# taz.de -- Afrika und der Ukraine-Krieg: Ein „peripherer“ Konflikt
       
       > Jeder in seiner eigenen Blase: Afrikas Öffentlichkeit reagiert auf den
       > Ukrainekrieg mit derselben Gleichgültigkeit wie Europa auf Konflikte in
       > Afrika.
       
 (IMG) Bild: Der Westen interessiert sich wenig für die Konflikte in Afrika, hier Tigray in Äthiopien
       
       Es gab Zeiten, da hielten in der taz manche Altlinke den
       Überschriftenvorschlag „Schwarze unter sich – 1000 Tote“ für lustig. Das
       war Anfang 1993, als in Zaire (heute Demokratische Republik Kongo) die
       Mobutu-Soldateska mit einem Terrorfeldzug die Demokratiebewegung zu
       zerschlagen versuchte.
       
       Der Titelvorschlag wurde nie gedruckt. Aber es war eine Zeit, als ein
       rassistisch geprägter Gesamteindruck des Weltgeschehens verbreitet war,
       nach dem Motto: Überall schlagen sich Schwarze gegenseitig die Köpfe ein.

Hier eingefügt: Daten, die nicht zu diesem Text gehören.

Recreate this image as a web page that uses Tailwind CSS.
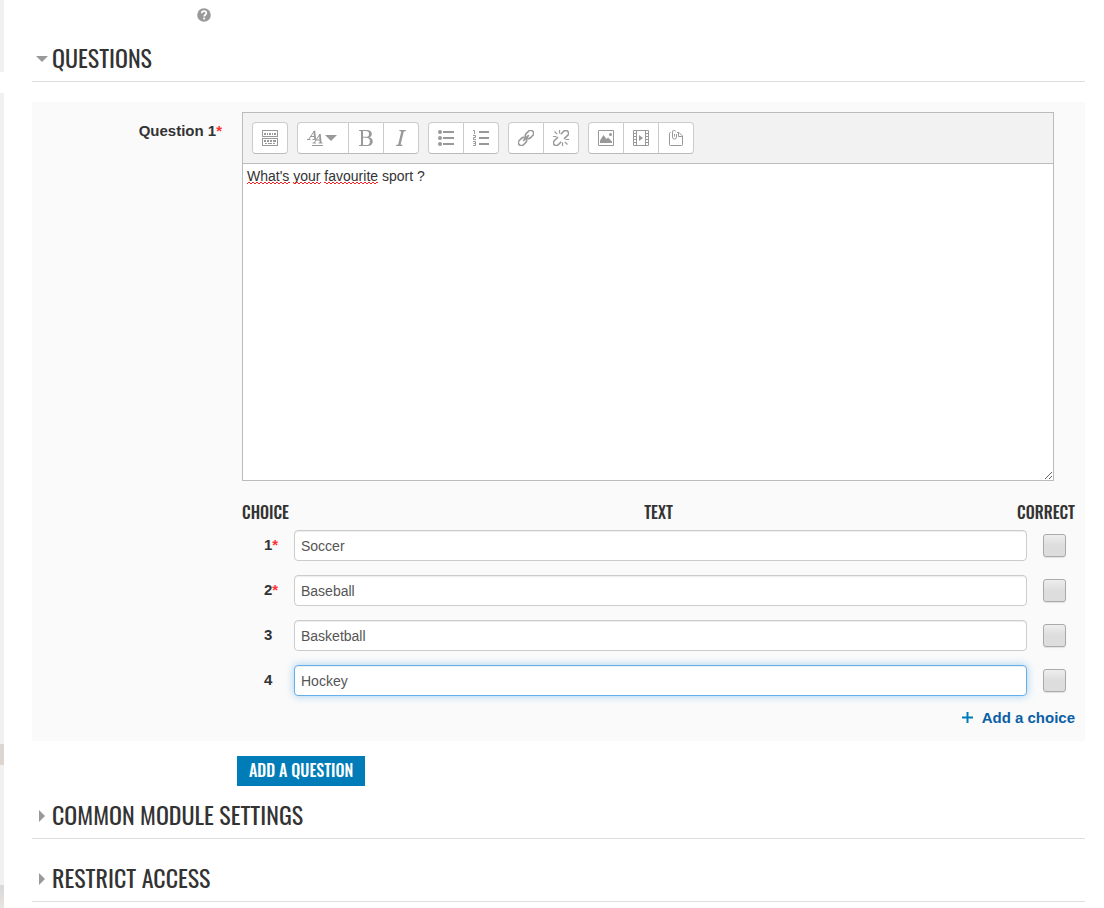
<!DOCTYPE html>
<html lang="en">
<head>
<meta charset="utf-8">
<meta name="viewport" content="width=device-width, initial-scale=1">
<title>Questions</title>
<script src="https://cdn.jsdelivr.net/npm/@tailwindcss/browser@4"></script>
</head>
<body class="bg-white font-['Liberation_Sans',Arial,sans-serif] text-[#333]">
<div class="flex min-h-screen">
  <!-- Page background showing beside the content sheet -->
  <div class="flex w-1 shrink-0 flex-col bg-[#f1f1f1]" aria-hidden="true">
    <div class="h-[72px]"></div>
    <div class="h-[21px] bg-white"></div>
    <div class="h-[651px]"></div>
    <div class="h-[21px] bg-[#ddd6d0]"></div>
    <div class="h-[120px]"></div>
    <div class="flex-1 bg-linear-to-b from-[#d8d8d7] to-[#e9e4e1]"></div>
  </div>

  <main class="min-w-0 flex-1 pr-[19px] pl-7">
    <div class="flex h-9 pt-2 pl-[165px]">
      <button type="button" aria-label="Help" class="h-[14px] w-[14px]">
        <svg width="14" height="14" viewBox="0 0 14 14"><circle cx="7" cy="7" r="6.8" fill="#999"/><path d="M4.7 5.3C4.8 3.8 5.700 3.100 7 3.100s2.300.8 2.300 2c0 1.700-2.100 1.700-2.100 3.400" fill="none" stroke="#fff" stroke-width="1.800"/><path d="M6.200 9.600h1.900v1.800H6.200z" fill="#fff"/></svg>
      </button>
    </div>

    <section>
      <h2 class="border-b border-[#ddd]">
        <button type="button" aria-expanded="true" class="flex h-[45px] w-full items-center gap-1 pl-1 text-left font-[Oswald,'Roboto_Condensed',sans-serif] text-2xl">
          <svg width="12" height="6" viewBox="0 0 12 6"><path d="M0 0h12L6 6z" fill="#999"/></svg>
          <span class="pb-1">QUESTIONS</span>
        </button>
      </h2>

      <div class="mt-5 flex bg-[#fafafa] pt-[10px] pr-[10px] pb-3">
        <label for="q1" class="w-[210px] shrink-0 pt-[9px] pr-5 text-right text-[15px] leading-5 font-bold">Question 1<span class="text-[#f33]">*</span></label>
        <div class="min-w-0 flex-1">
          <div class="mr-[21px] border border-[#bbb] bg-white">
            <div role="toolbar" aria-label="Formatting" class="flex h-[51px] gap-[9px] border-b border-[#bbb] bg-[#f2f2f2] px-[9px] pt-[9px] text-[#999]">
              <div class="flex h-8 divide-x divide-[#ccc] rounded border border-[#ccc] border-b-[#bbb] bg-white">
                <button type="button" aria-label="Show more buttons" class="grid w-[34px] place-items-center">
                  <svg width="16" height="16" viewBox="0 0 16 16" shape-rendering="crispEdges"><path d="M.5.5h15v6H.5zM.5 8.500h15v7H.5z" fill="none" stroke="currentColor"/><path d="M2 3h2v2H2zM5 3h1v2H5zM7 3h2v2H7zM10 3h1v2h-1zM12 3h2v2h-2zM2 10h2v2H2zM5 10h2v2H5zM8 10h2v2H8zM11 10h3v2h-3zM3 13h2v1H3zM6 13h4v1H6zM11 13h2v1h-2z" fill="currentColor"/></svg>
                </button>
              </div>
              <div class="flex h-8 divide-x divide-[#ccc] rounded border border-[#ccc] border-b-[#bbb] bg-white">
                <button type="button" aria-label="Paragraph styles" class="flex w-[51px] items-center pl-[9px]">
                  <svg width="31" height="16" viewBox="0 0 31 16" fill="none" stroke="currentColor"><path d="M1.500 9.500 7.500 .8M3.400 6.500h4M0 9.500h3.500M5.500 9.500h3"/><path d="M7.300 .8 8.200 9.500" stroke-width="1.800"/><path d="M7 13 13 4M9 10h4.200M5.500 13h3.500M11.500 13h4"/><path d="M12.800 4 13.700 13" stroke-width="1.800"/><path d="M5 15.500h11"/><path d="M18 5h12l-6 6z" fill="currentColor" stroke="none"/></svg>
                </button>
                <button type="button" aria-label="Bold" class="grid w-[35px] place-items-center">
                  <svg width="14" height="16" viewBox="0 0 14 16"><path fill="currentColor" fill-rule="evenodd" d="M0 0h7.500C11 0 12.800 1.400 12.800 3.900c0 1.800-1 2.900-2.800 3.400 2.400.5 3.700 1.900 3.700 4.100 0 3-2.100 4.600-5.900 4.600H0v-.8l2-.5V1.300L0 .8zM4 1v5.800h2.700c2.200 0 3.400-1 3.400-2.900C10.100 2 9 1 6.900 1zM4 7.800V15h3.200c2.500 0 3.700-1.200 3.700-3.600s-1.300-3.600-3.800-3.600z"/></svg>
                </button>
                <button type="button" aria-label="Italic" class="grid w-[34px] place-items-center">
                  <svg width="10" height="16" viewBox="0 0 10 16"><path fill="currentColor" d="M3.500 0H10l-.2 1-2 .4L4.600 14.600l1.900.4-.2 1H0l.2-1 2-.4L5.300 1.400 3.300 1z"/></svg>
                </button>
              </div>
              <div class="flex h-8 divide-x divide-[#ccc] rounded border border-[#ccc] border-b-[#bbb] bg-white">
                <button type="button" aria-label="Unordered list" class="grid w-[35px] place-items-center">
                  <svg width="16" height="16" viewBox="0 0 16 16" fill="currentColor"><circle cx="2" cy="2" r="2"/><circle cx="2" cy="8" r="2"/><circle cx="2" cy="14" r="2"/><path d="M5 1h11v2H5zM5 7h11v2H5zM5 13h11v2H5z"/></svg>
                </button>
                <button type="button" aria-label="Ordered list" class="grid w-[34px] place-items-center">
                  <svg width="16" height="16" viewBox="0 0 16 16"><path d="M6 1h10v2H6zM6 7h10v2H6zM6 13h10v2H6z" fill="currentColor"/><path d="M0 .5h1.500V4M0 5.500h2.500v2h-2v2H3M0 11.500h2.500v4H0M.5 13.500h2" fill="none" stroke="currentColor"/></svg>
                </button>
              </div>
              <div class="flex h-8 divide-x divide-[#ccc] rounded border border-[#ccc] border-b-[#bbb] bg-white">
                <button type="button" aria-label="Link" class="grid w-[35px] place-items-center">
                  <svg width="16" height="16" viewBox="0 0 16 16" fill="none" stroke="currentColor" stroke-width="1.600"><g transform="rotate(-45 8 8)"><rect x="-1.500" y="5" width="9" height="6" rx="3"/><rect x="8.500" y="5" width="9" height="6" rx="3"/><path d="M4 8h8"/></g></svg>
                </button>
                <button type="button" aria-label="Unlink" class="grid w-[34px] place-items-center">
                  <svg width="16" height="16" viewBox="0 0 16 16" fill="none" stroke="currentColor" stroke-width="1.600"><g transform="rotate(-45 8 8)"><path d="M6.500 5.200H1.300a2.800 2.800 0 0 0 0 5.600h4.200M9.500 10.800h5.200a2.800 2.800 0 0 0 0-5.600h-4.200"/></g><path d="M1.500 1.500l2.700 2.700M6.500 0v3.500M0 6.500h3.500M14.500 14.500l-2.700-2.700M9.500 16v-3.500M16 9.500h-3.500" stroke-width="1.200"/></svg>
                </button>
              </div>
              <div class="flex h-8 divide-x divide-[#ccc] rounded border border-[#ccc] border-b-[#bbb] bg-white">
                <button type="button" aria-label="Image" class="grid w-[35px] place-items-center">
                  <svg width="16" height="16" viewBox="0 0 16 16"><path d="M.5.5h15v15H.5z" fill="none" stroke="currentColor"/><path d="M2 13v-2.500L5.500 5l3 4 1.500-1.500 4 4V13z" fill="currentColor"/><circle cx="12.500" cy="4.500" r="1.500" fill="currentColor"/></svg>
                </button>
                <button type="button" aria-label="Media" class="grid w-[35px] place-items-center">
                  <svg width="16" height="16" viewBox="0 0 16 16"><path d="M.5.5h15v15H.5zM3.500.5v15M12.500.5v15M0 3.500h3.500M0 6.500h3.500M0 9.500h3.500M0 12.500h3.500M12.500 3.500H16M12.500 6.500H16M12.500 9.500H16M12.500 12.500H16" fill="none" stroke="currentColor"/><path d="M6 5l4 3-4 3z" fill="currentColor"/></svg>
                </button>
                <button type="button" aria-label="Manage files" class="grid w-[34px] place-items-center">
                  <svg width="16" height="16" viewBox="0 0 16 16" fill="none" stroke="currentColor"><path d="M3 2.500h-.500a1 1 0 0 0-1 1v11a1 1 0 0 0 1 1h11a1 1 0 0 0 1-1V6L11 2.500H9M10.500 2.500V6.500h4"/><path d="M6.500 4v2.500M8.500 4v3a2 2 0 0 1-4 0V2a1.500 1.500 0 0 1 3-.5"/></svg>
                </button>
              </div>
            </div>
            <div class="relative">
              <textarea id="q1" spellcheck="false" class="block h-[316px] w-full resize-y px-1 pt-[2px] text-sm outline-none">What's your favourite sport ?</textarea>
              <!-- Spelling marks under the misspelt words -->
              <svg class="pointer-events-none absolute top-[17px] left-1" width="140" height="4" aria-hidden="true"><defs><pattern id="wave" width="4" height="4" patternUnits="userSpaceOnUse"><path d="M0 3 2 1 4 3" fill="none" stroke="#e22" stroke-width="1"/></pattern></defs><path d="M0 0h43v4H0zM46 0h28v4H46zM77 0h54v4H77z" fill="url(#wave)"/></svg>
            </div>
          </div>

          <table class="mt-[17px] w-full table-fixed">
            <colgroup><col class="w-[52px]"><col><col class="w-12"></colgroup>
            <thead class="font-[Oswald,'Roboto_Condensed',sans-serif] text-base leading-7">
              <tr>
                <th scope="col" class="p-0 text-left font-medium">CHOICE</th>
                <th scope="col" class="p-0 pr-1 font-medium">TEXT</th>
                <th scope="col" class="p-0 font-medium"><div class="flex justify-end">CORRECT</div></th>
              </tr>
            </thead>
            <tbody class="text-sm">
              <tr class="h-[45px] align-top">
                <th scope="row" class="pt-[9px] pl-[22px] text-left text-[15px] leading-5"><label for="c1">1<span class="text-[#f33]">*</span></label></th>
                <td class="pt-1"><input id="c1" type="text" value="Soccer" class="block h-[31px] w-full rounded border border-[#ccc] bg-white px-[6px] text-[#555] shadow-[inset_0_1px_1px_rgba(0,0,0,0.075)] outline-none"></td>
                <td class="pt-2 pr-[9px]"><input type="checkbox" aria-label="Choice 1 is correct" class="ml-auto block h-[23px] w-[23px] appearance-none rounded-[3px] border border-[#aaa] bg-linear-to-b from-[#eee] to-[#ddd] to-50% shadow-[0_1px_1px_rgba(0,0,0,0.1)]"></td>
              </tr>
              <tr class="h-[45px] align-top">
                <th scope="row" class="pt-[9px] pl-[22px] text-left text-[15px] leading-5"><label for="c2">2<span class="text-[#f33]">*</span></label></th>
                <td class="pt-1"><input id="c2" type="text" value="Baseball" class="block h-[31px] w-full rounded border border-[#ccc] bg-white px-[6px] text-[#555] shadow-[inset_0_1px_1px_rgba(0,0,0,0.075)] outline-none"></td>
                <td class="pt-2 pr-[9px]"><input type="checkbox" aria-label="Choice 2 is correct" class="ml-auto block h-[23px] w-[23px] appearance-none rounded-[3px] border border-[#aaa] bg-linear-to-b from-[#eee] to-[#ddd] to-50% shadow-[0_1px_1px_rgba(0,0,0,0.1)]"></td>
              </tr>
              <tr class="h-[45px] align-top">
                <th scope="row" class="pt-[9px] pl-[22px] text-left text-[15px] leading-5"><label for="c3">3</label></th>
                <td class="pt-1"><input id="c3" type="text" value="Basketball" class="block h-[31px] w-full rounded border border-[#ccc] bg-white px-[6px] text-[#555] shadow-[inset_0_1px_1px_rgba(0,0,0,0.075)] outline-none"></td>
                <td class="pt-2 pr-[9px]"><input type="checkbox" aria-label="Choice 3 is correct" class="ml-auto block h-[23px] w-[23px] appearance-none rounded-[3px] border border-[#aaa] bg-linear-to-b from-[#eee] to-[#ddd] to-50% shadow-[0_1px_1px_rgba(0,0,0,0.1)]"></td>
              </tr>
              <tr class="h-[45px] align-top">
                <th scope="row" class="pt-[9px] pl-[22px] text-left text-[15px] leading-5"><label for="c4">4</label></th>
                <td class="pt-1"><input id="c4" type="text" value="Hockey" class="block h-[31px] w-full rounded border border-[#66afe9] bg-white px-[6px] text-[#555] shadow-[inset_0_1px_1px_rgba(0,0,0,0.075),0_0_8px_rgba(102,175,233,0.6)] outline-none"></td>
                <td class="pt-2 pr-[9px]"><input type="checkbox" aria-label="Choice 4 is correct" class="ml-auto block h-[23px] w-[23px] appearance-none rounded-[3px] border border-[#aaa] bg-linear-to-b from-[#eee] to-[#ddd] to-50% shadow-[0_1px_1px_rgba(0,0,0,0.1)]"></td>
              </tr>
            </tbody>
          </table>
          <div class="flex justify-end">
            <a href="#" class="flex items-center gap-[9px] text-[15px] leading-[23px] font-bold text-[#0a5fa5]">
              <svg width="11" height="11" viewBox="0 0 11 11"><path d="M5.500 0v11M0 5.500h11" stroke="#007db8" stroke-width="2"/></svg>
              Add a choice
            </a>
          </div>
        </div>
      </div>
      <button type="button" class="mt-[15px] ml-[205px] block h-[30px] bg-[#007db8] px-3 pb-[2px] font-[Oswald,'Roboto_Condensed',sans-serif] text-base font-medium text-white">ADD A QUESTION</button>
    </section>

    <h2 class="mt-2 border-b border-[#ddd]">
      <button type="button" aria-expanded="false" class="flex h-11 w-full items-center gap-[7px] pl-[7px] text-left font-[Oswald,'Roboto_Condensed',sans-serif] text-2xl">
        <svg width="6" height="12" viewBox="0 0 6 12"><path d="M0 0v12l6-6z" fill="#999"/></svg>
        <span class="pb-1">COMMON MODULE SETTINGS</span>
      </button>
    </h2>
    <h2 class="mt-[18px] border-b border-[#ddd]">
      <button type="button" aria-expanded="false" class="flex h-11 w-full items-center gap-[7px] pl-[7px] text-left font-[Oswald,'Roboto_Condensed',sans-serif] text-2xl">
        <svg width="6" height="12" viewBox="0 0 6 12"><path d="M0 0v12l6-6z" fill="#999"/></svg>
        <span class="pb-1">RESTRICT ACCESS</span>
      </button>
    </h2>
  </main>
</div>
</body>
</html>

       In Südafrika schürte das weiße Apartheidregime in den schwarzen Townships
       ethnische Gewalt mit Tausenden Toten. In den USA war von „black-on-black
       violence“ in vom Drogenkrieg gebeutelten Ghettos die Rede. [1][Der
       Völkermord an Ruandas Tutsi 1994] wurde anfangs als gegenseitiges
       Abschlachten von Hutu und Tutsi verfälscht dargestellt; „Stammeskonflikte“
       hieß das in Deutschland. Frankreichs damaliger sozialistischer Präsident
       François Mitterrand fiel dazu der infame Satz ein: „In diesen Ländern ist
       ein Völkermord nicht so wichtig.“
       
       Knapp 30 Jahre später ist das Bewusstsein für Rassismus weltweit gewachsen.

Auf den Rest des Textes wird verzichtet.